Jens Dilling is an experimental nuclear physicist and currently the Laboratory Director of the U.S. Department of Energy's Thomas Jefferson National Accelerator Facility director since 30 June 2025.

== Life ==
=== Education ===
Jens Dilling obtained both his undergraduate and doctorate degrees in physics from the University of Heidelberg in Germany. During his graduate studies, he did research at the GSI Helmholtz Centre for Heavy Ion Research and the ISOLDE Radioactive Ion Beam Facility at CERN.

=== Career ===
Dilling began his career at TRIUMF in 2001, as an experimental nuclear physicist, eventually becoming associate laboratory director of physical sciences, where he was in charge of experimental and theoretical nuclear and particle physics, molecular and material science, scientific instrumentation, and scientific computing. His research focuses on characterizing the strong force using precise mass measurements, in particular investigating atomic physics techniques applied to nuclear physics using particle accelerators. He proposed, co-designed, and led the construction of the TRIUMF Ion Trap for Atomic and Nuclear Science (TITAN). Dilling served as a member and secretary on the IUPAP Commission on Symbols, Units, Nomenclature, Atomic Masses and Fundamental Constants (C2) from 2005 to 2011. In 2021, he became director of institutional strategic planning at Oak Ridge National Laboratory (ORNL), where he oversees the development of laboratory strategies, strategic investments, and annual planning. In 2023, he was appointed as the Associate Laboratory Director for Neutron Sciences at ORNL, overseeing the scientific and operation portfolio of the High Flux Isotope Reactor (HFIR) and the Spallation Neutron Source (SNS). He is a member of the German Physical Society, Canadian Association of Physicists, and American Physical Society.

== Publications ==
His most cited publications according to Google Scholar are:

- Herfurth, F (2001). "A linear radiofrequency ion trap for accumulation, bunching, and emittance improvement of radioactive ion beams"
- Sánchez, R. (2006). "Nuclear Charge Radii ofLi9,11: The Influence of Halo Neutrons"
- Blaum, Klaus (2013). "Precision atomic physics techniques for nuclear physics with radioactive beams"

=== Awards ===
In 2012, Dilling was named a fellow of the American Physical Society. Dilling was awarded the Canadian Association of Physicists CAP-Vogt Award in 2013.
In 2015, he was awarded the GENCO Scientific Achievement Award (membership award) of the GSI Helmholtz Centre and the European Exotic Nuclei Community.
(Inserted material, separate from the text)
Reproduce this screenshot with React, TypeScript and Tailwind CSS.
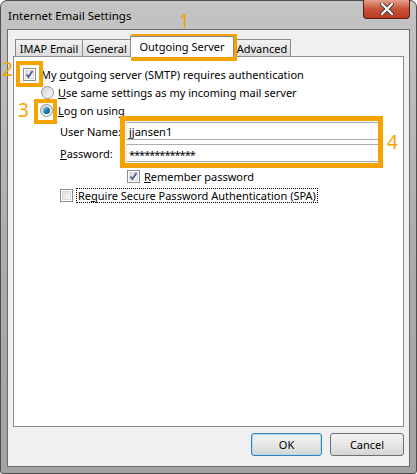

In 2017, Dilling was awarded the Francis M. Pipkin Award "for technical contributions and the use of Penning traps for the precise measurement of short-lived, radioactive nuclei such as halo nuclei and highly charged ions". Dilling received the Rutherford Memorial Medal of the Royal Society of Canada for "breakthrough discoveries in the field of experimental nuclear physics studying the fine details of the interactions of the atomic building blocks, the nucleons," in 2020.